> **SUPPLIED INFORMATION**:

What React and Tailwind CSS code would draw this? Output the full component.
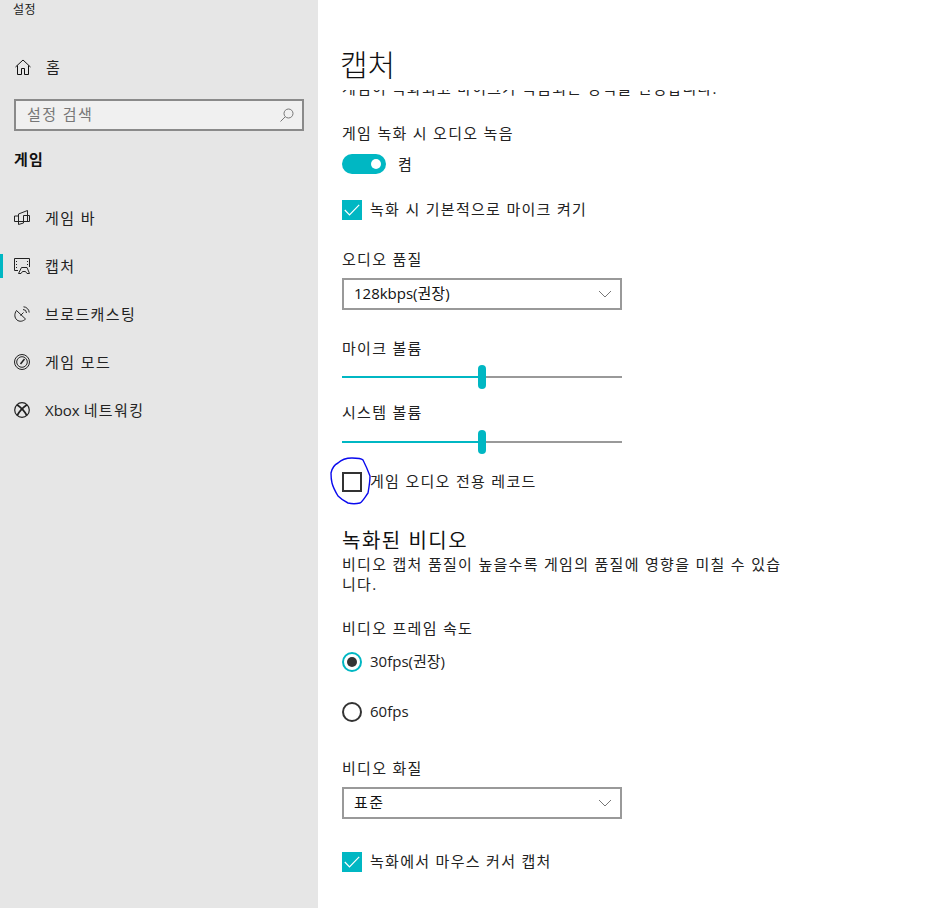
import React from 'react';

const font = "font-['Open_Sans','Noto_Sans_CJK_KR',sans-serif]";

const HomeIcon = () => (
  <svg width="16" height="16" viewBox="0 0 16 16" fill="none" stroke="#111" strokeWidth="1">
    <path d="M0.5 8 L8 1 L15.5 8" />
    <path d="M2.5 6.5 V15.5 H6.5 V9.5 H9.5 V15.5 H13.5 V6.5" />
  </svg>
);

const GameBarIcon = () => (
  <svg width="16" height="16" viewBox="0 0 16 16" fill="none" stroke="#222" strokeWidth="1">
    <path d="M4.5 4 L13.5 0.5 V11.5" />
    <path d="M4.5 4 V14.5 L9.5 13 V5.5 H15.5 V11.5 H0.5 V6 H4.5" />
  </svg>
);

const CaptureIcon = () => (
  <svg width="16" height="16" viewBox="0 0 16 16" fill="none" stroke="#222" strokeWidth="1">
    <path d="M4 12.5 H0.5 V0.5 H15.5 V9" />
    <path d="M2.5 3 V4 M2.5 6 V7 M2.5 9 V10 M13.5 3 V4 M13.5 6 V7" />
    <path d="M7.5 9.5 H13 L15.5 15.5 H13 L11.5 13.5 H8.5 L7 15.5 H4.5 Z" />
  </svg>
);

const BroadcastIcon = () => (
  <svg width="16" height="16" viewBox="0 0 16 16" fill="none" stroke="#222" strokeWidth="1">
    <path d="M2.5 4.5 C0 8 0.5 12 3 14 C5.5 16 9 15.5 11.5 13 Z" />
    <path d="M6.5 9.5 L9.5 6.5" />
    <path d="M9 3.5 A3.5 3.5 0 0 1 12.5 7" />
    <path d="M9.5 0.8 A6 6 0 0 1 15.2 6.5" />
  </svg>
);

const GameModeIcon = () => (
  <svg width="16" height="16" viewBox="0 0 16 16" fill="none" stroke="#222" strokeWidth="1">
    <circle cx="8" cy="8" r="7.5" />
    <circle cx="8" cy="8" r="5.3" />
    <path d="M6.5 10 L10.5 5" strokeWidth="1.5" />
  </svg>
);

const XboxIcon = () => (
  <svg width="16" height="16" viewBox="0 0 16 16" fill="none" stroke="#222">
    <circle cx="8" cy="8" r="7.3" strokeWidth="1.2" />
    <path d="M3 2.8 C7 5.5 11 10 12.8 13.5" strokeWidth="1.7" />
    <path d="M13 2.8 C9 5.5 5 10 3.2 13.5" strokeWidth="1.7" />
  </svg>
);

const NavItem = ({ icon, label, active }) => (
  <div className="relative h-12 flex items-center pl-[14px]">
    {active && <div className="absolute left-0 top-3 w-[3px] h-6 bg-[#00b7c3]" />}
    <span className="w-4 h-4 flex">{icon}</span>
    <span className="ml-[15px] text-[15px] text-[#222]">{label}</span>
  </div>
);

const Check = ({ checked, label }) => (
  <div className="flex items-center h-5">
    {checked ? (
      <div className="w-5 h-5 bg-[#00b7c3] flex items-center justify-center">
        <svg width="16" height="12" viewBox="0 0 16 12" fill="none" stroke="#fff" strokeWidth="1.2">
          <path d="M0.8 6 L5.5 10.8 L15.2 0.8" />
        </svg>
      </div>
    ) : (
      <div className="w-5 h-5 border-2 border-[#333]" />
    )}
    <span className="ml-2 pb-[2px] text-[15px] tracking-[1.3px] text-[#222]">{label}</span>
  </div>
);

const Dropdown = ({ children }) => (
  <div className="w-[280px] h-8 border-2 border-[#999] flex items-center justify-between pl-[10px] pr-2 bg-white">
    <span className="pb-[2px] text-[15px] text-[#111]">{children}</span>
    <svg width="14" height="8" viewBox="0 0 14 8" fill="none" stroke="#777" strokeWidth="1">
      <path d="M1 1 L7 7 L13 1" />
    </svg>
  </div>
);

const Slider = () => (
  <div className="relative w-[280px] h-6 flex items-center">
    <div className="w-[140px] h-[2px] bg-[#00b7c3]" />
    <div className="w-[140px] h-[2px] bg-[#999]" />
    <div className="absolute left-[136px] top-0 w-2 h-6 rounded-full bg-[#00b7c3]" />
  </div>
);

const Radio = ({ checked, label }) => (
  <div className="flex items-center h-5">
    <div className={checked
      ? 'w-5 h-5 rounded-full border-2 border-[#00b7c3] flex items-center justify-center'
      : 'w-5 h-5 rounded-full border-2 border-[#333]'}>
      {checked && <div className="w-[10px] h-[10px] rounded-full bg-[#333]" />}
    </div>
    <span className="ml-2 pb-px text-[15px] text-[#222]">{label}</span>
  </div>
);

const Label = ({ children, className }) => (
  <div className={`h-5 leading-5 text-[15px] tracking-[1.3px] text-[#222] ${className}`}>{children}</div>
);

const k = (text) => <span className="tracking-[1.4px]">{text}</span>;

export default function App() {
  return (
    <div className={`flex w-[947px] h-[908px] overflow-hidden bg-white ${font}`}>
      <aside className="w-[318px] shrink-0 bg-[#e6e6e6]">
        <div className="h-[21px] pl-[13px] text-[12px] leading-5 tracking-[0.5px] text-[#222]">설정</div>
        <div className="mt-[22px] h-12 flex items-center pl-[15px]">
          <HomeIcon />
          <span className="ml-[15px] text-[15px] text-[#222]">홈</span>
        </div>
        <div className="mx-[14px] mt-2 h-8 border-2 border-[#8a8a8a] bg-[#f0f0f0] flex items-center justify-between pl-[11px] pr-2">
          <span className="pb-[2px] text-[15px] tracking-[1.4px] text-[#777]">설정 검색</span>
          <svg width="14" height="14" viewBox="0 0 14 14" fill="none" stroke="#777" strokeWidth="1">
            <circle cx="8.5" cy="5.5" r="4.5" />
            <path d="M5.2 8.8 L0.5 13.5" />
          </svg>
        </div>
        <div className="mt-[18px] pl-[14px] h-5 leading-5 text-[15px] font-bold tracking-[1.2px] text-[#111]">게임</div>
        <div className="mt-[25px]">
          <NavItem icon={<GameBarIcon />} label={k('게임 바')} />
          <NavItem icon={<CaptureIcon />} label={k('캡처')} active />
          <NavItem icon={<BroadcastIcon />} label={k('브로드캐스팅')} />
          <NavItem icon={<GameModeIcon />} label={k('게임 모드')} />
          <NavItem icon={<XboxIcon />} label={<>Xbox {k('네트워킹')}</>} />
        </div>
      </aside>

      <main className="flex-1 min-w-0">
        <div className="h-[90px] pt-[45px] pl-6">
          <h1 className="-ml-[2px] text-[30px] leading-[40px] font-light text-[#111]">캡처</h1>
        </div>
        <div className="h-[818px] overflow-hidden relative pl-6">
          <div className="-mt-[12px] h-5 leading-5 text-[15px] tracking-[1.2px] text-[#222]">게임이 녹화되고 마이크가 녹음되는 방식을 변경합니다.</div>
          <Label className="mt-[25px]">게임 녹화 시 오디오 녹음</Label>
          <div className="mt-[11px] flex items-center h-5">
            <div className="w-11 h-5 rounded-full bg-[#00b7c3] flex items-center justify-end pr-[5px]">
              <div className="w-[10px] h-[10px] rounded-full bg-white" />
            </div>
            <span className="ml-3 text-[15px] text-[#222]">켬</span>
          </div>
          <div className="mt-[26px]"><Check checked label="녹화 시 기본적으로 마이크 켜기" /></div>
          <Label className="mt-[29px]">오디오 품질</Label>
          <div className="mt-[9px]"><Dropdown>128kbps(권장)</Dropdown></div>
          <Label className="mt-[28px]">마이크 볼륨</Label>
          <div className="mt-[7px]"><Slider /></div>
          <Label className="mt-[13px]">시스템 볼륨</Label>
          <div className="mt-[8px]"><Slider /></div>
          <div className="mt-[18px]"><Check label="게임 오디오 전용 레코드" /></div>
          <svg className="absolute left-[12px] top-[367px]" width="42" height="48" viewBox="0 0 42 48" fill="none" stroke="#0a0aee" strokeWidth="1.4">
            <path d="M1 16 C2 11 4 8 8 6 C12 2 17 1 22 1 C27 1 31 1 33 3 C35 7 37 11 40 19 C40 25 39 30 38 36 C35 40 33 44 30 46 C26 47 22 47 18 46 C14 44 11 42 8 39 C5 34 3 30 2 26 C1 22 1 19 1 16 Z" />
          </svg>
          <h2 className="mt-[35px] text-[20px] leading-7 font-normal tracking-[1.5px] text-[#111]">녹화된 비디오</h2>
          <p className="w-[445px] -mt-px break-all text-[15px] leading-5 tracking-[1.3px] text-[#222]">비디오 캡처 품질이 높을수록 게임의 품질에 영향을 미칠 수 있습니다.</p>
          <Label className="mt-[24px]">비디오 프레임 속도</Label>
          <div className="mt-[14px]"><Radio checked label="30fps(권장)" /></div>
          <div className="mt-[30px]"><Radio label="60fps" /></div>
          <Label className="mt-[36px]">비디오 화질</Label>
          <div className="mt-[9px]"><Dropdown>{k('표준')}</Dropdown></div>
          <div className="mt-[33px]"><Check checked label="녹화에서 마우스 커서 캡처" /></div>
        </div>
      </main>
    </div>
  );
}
* * *
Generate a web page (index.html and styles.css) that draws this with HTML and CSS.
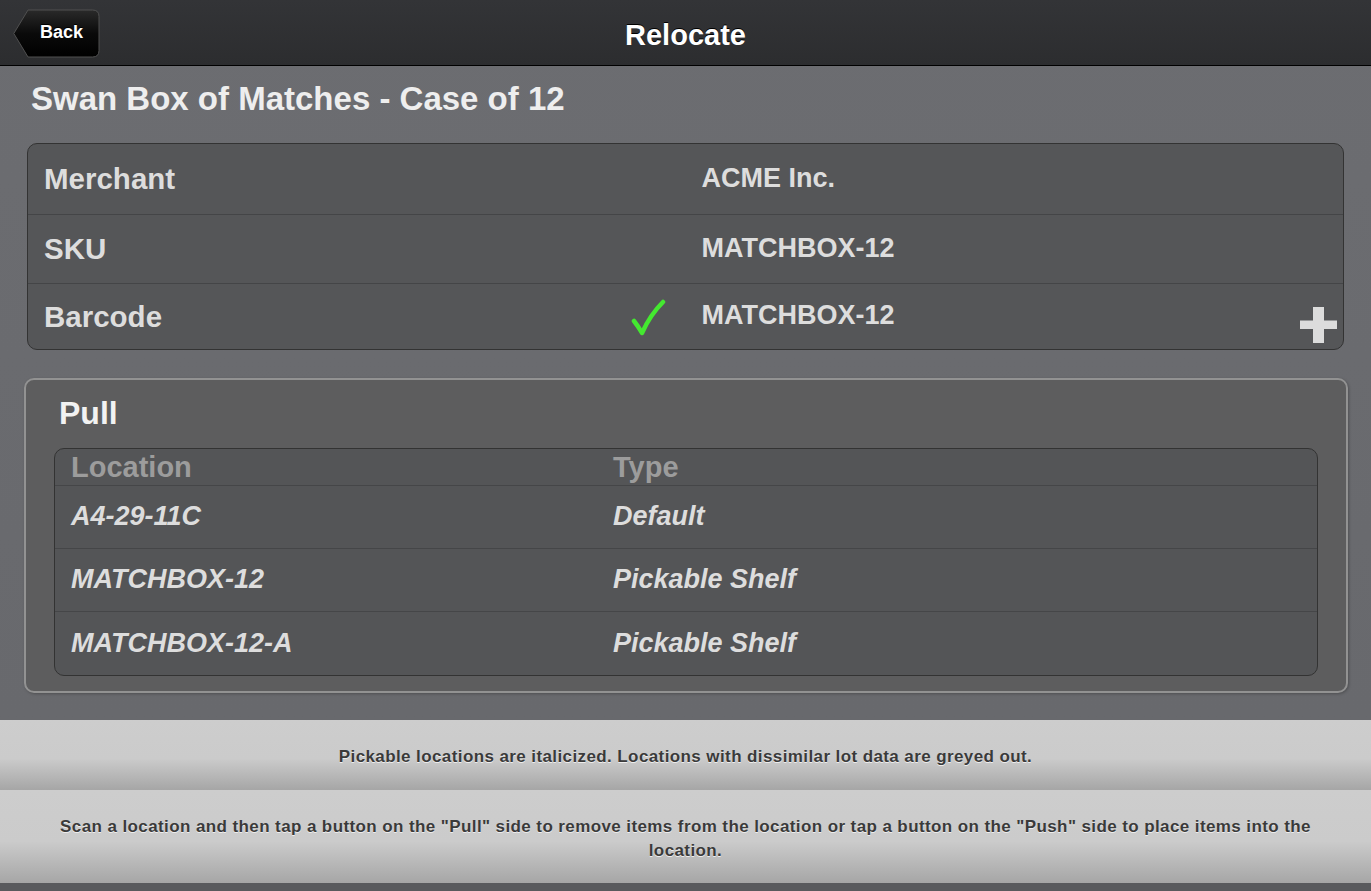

> **AIM**: Return every line in the listing that contains the word "React".

> **ANSWER IN FULL**:
What React and Tailwind CSS code would draw this? Output the full component.
import React from 'react';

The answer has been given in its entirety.